Recorded information —
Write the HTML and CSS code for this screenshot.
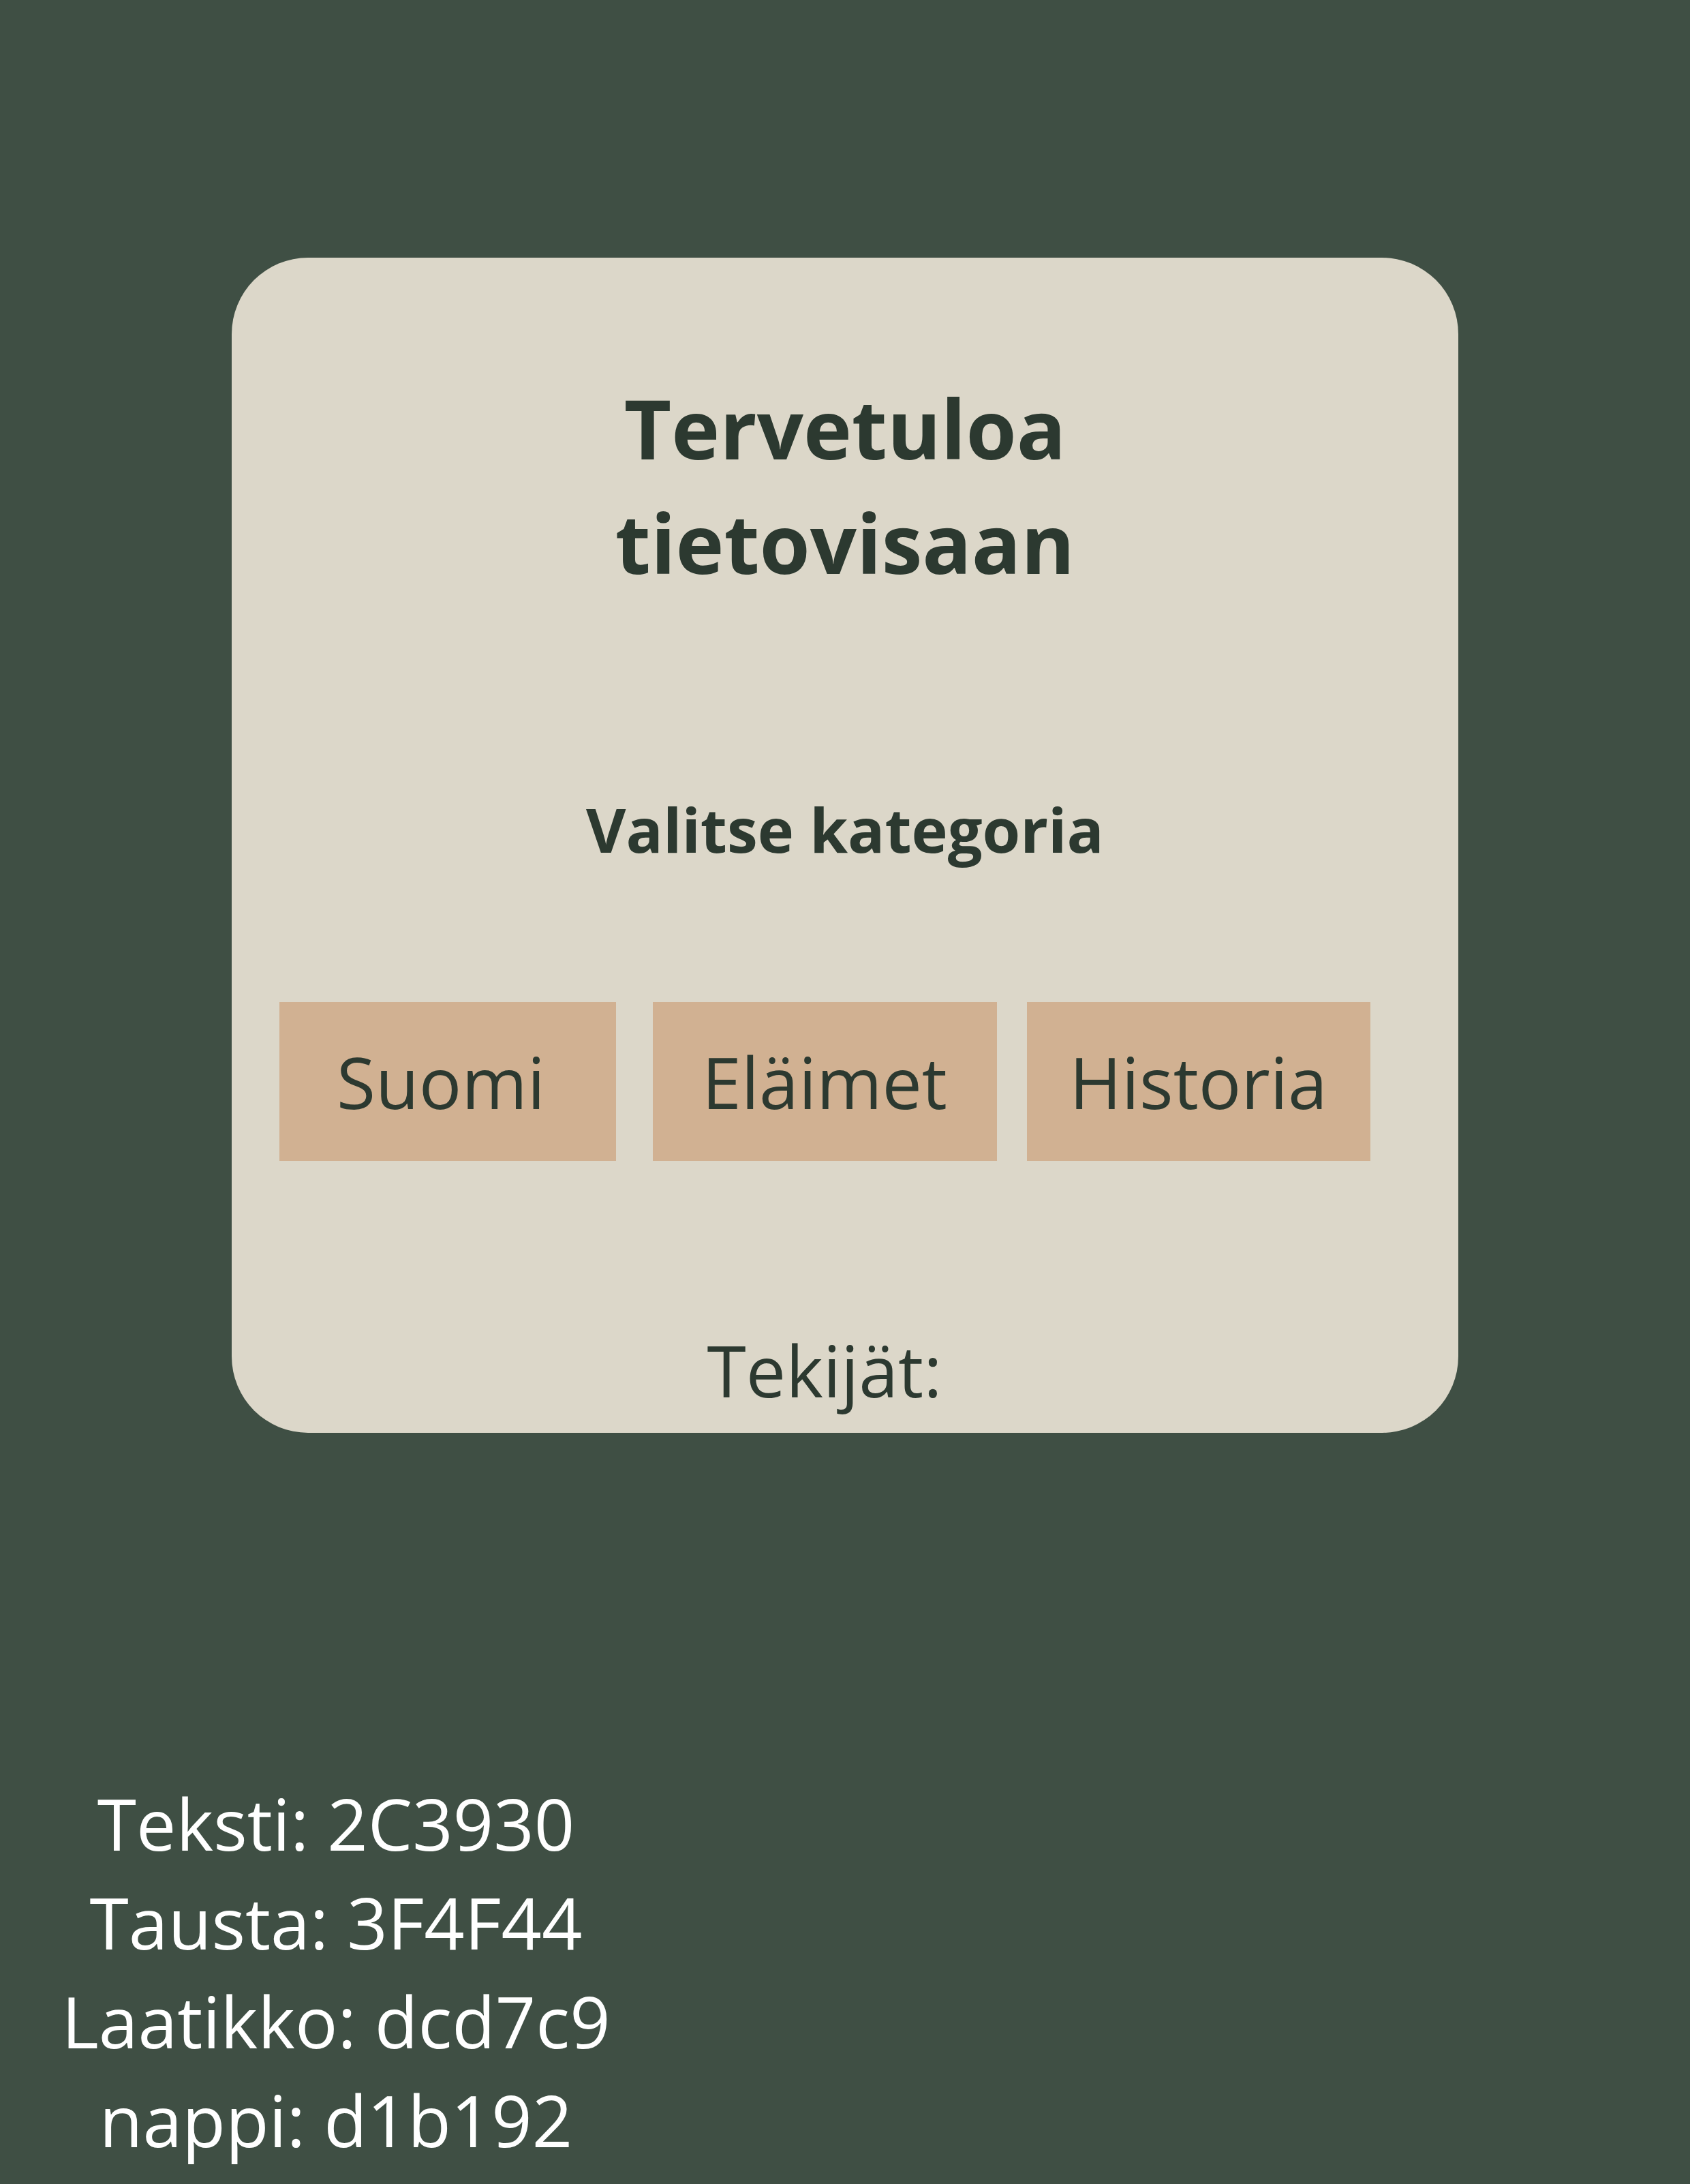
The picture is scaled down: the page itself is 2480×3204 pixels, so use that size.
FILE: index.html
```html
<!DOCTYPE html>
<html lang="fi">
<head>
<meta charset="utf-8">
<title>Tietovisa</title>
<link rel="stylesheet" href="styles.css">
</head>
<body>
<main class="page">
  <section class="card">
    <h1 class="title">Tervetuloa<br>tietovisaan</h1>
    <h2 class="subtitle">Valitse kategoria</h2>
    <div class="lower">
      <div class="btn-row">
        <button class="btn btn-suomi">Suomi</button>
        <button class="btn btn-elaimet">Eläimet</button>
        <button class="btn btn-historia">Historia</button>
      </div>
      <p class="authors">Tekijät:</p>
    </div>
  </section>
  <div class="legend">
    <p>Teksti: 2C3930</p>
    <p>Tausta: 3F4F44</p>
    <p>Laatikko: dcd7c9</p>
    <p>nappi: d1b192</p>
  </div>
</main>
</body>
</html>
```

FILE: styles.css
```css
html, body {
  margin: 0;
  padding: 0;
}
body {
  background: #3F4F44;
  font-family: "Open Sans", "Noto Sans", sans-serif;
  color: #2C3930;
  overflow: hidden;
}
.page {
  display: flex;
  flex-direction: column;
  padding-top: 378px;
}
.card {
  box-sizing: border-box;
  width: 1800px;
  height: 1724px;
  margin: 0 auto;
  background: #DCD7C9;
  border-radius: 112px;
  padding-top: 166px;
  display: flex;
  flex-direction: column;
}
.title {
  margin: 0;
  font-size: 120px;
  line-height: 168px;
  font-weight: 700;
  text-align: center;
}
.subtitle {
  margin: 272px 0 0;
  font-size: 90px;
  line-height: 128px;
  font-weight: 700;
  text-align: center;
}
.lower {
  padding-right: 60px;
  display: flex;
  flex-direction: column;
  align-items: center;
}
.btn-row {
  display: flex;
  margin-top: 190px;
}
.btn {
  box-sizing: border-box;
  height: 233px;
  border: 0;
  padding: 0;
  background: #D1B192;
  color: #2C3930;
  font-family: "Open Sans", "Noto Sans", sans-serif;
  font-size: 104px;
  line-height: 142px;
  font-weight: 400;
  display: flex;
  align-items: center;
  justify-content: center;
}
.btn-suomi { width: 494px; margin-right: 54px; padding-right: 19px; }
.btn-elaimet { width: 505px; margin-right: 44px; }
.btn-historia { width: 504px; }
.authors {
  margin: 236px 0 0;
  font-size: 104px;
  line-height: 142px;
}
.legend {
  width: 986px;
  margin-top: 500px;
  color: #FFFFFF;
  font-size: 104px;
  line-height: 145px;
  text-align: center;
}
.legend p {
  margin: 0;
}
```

Work instructions — Your copy of the data should match it exactly, except that pictures are left out.

Exercise solution —
Write the HTML and CSS code for this screenshot.
The picture is scaled down: the page itself is 2480×3204 pixels, so use that size.
FILE: index.html
```html
<!DOCTYPE html>
<html lang="fi">
<head>
<meta charset="utf-8">
<title>Tietovisa</title>
<link rel="stylesheet" href="styles.css">
</head>
<body>
<main class="page">
  <section class="card">
    <h1 class="title">Tervetuloa<br>tietovisaan</h1>
    <h2 class="subtitle">Valitse kategoria</h2>
    <div class="lower">
      <div class="btn-row">
        <button class="btn btn-suomi">Suomi</button>
        <button class="btn btn-elaimet">Eläimet</button>
        <button class="btn btn-historia">Historia</button>
      </div>
      <p class="authors">Tekijät:</p>
    </div>
  </section>
  <div class="legend">
    <p>Teksti: 2C3930</p>
    <p>Tausta: 3F4F44</p>
    <p>Laatikko: dcd7c9</p>
    <p>nappi: d1b192</p>
  </div>
</main>
</body>
</html>
```

FILE: styles.css
```css
html, body {
  margin: 0;
  padding: 0;
}
body {
  background: #3F4F44;
  font-family: "Open Sans", "Noto Sans", sans-serif;
  color: #2C3930;
  overflow: hidden;
}
.page {
  display: flex;
  flex-direction: column;
  padding-top: 378px;
}
.card {
  box-sizing: border-box;
  width: 1800px;
  height: 1724px;
  margin: 0 auto;
  background: #DCD7C9;
  border-radius: 112px;
  padding-top: 166px;
  display: flex;
  flex-direction: column;
}
.title {
  margin: 0;
  font-size: 120px;
  line-height: 168px;
  font-weight: 700;
  text-align: center;
}
.subtitle {
  margin: 272px 0 0;
  font-size: 90px;
  line-height: 128px;
  font-weight: 700;
  text-align: center;
}
.lower {
  padding-right: 60px;
  display: flex;
  flex-direction: column;
  align-items: center;
}
.btn-row {
  display: flex;
  margin-top: 190px;
}
.btn {
  box-sizing: border-box;
  height: 233px;
  border: 0;
  padding: 0;
  background: #D1B192;
  color: #2C3930;
  font-family: "Open Sans", "Noto Sans", sans-serif;
  font-size: 104px;
  line-height: 142px;
  font-weight: 400;
  display: flex;
  align-items: center;
  justify-content: center;
}
.btn-suomi { width: 494px; margin-right: 54px; padding-right: 19px; }
.btn-elaimet { width: 505px; margin-right: 44px; }
.btn-historia { width: 504px; }
.authors {
  margin: 236px 0 0;
  font-size: 104px;
  line-height: 142px;
}
.legend {
  width: 986px;
  margin-top: 500px;
  color: #FFFFFF;
  font-size: 104px;
  line-height: 145px;
  text-align: center;
}
.legend p {
  margin: 0;
}
```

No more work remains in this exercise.